-- MATERIAL --
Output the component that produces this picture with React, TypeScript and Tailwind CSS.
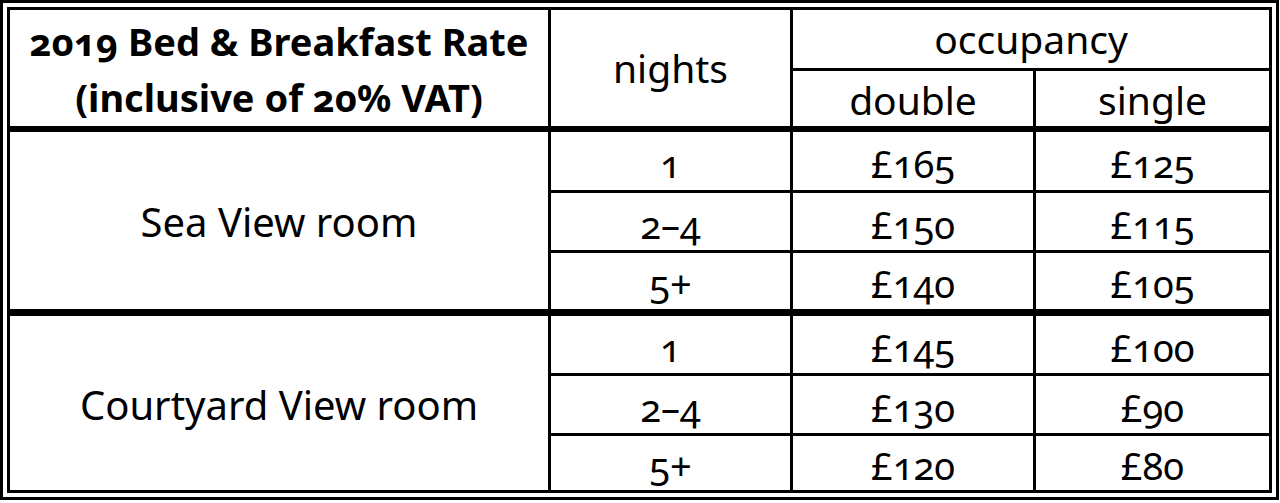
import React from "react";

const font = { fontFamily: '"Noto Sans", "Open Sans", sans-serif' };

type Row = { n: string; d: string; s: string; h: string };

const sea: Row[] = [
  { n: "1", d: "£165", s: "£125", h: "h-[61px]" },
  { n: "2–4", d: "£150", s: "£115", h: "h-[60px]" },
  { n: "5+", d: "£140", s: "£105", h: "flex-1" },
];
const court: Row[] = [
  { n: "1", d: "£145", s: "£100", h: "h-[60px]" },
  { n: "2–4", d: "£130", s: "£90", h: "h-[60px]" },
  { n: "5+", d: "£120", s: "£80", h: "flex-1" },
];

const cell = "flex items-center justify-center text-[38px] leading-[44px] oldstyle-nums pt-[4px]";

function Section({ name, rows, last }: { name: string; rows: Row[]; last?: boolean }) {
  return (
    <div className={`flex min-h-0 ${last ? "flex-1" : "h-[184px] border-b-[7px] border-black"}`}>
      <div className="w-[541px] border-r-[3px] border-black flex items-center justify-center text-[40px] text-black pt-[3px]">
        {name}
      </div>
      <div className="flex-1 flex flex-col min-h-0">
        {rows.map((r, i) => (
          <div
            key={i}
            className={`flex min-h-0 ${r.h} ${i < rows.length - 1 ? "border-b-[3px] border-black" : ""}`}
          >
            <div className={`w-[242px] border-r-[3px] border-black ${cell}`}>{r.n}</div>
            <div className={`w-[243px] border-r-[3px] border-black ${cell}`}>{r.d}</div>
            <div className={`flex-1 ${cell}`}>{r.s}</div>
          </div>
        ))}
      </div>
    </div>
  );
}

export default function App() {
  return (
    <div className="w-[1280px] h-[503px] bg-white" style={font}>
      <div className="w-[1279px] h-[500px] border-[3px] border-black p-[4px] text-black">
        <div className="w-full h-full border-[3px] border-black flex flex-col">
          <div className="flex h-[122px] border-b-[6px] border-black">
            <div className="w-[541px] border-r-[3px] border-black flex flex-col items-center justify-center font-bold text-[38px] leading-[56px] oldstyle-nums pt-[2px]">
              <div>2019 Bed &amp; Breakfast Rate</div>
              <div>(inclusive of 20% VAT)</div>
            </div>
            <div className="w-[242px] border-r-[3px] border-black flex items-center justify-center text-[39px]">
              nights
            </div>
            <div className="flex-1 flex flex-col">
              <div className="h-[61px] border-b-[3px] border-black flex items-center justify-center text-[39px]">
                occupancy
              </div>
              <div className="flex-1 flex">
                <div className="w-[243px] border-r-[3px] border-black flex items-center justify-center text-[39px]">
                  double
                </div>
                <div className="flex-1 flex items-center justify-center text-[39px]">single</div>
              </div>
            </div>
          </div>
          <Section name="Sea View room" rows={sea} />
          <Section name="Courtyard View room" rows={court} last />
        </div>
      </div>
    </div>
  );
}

-- INSTRUCTIONS FOR THE TASK --
Restate each line from the start of the listing through the line bearing "items-center justify-center text-[38px]" word for word. Drop the pictures.

-- EXPECTED ANSWER --
Output the component that produces this picture with React, TypeScript and Tailwind CSS.
import React from "react";

const font = { fontFamily: '"Noto Sans", "Open Sans", sans-serif' };

type Row = { n: string; d: string; s: string; h: string };

const sea: Row[] = [
  { n: "1", d: "£165", s: "£125", h: "h-[61px]" },
  { n: "2–4", d: "£150", s: "£115", h: "h-[60px]" },
  { n: "5+", d: "£140", s: "£105", h: "flex-1" },
];
const court: Row[] = [
  { n: "1", d: "£145", s: "£100", h: "h-[60px]" },
  { n: "2–4", d: "£130", s: "£90", h: "h-[60px]" },
  { n: "5+", d: "£120", s: "£80", h: "flex-1" },
];

const cell = "flex items-center justify-center text-[38px] leading-[44px] oldstyle-nums pt-[4px]";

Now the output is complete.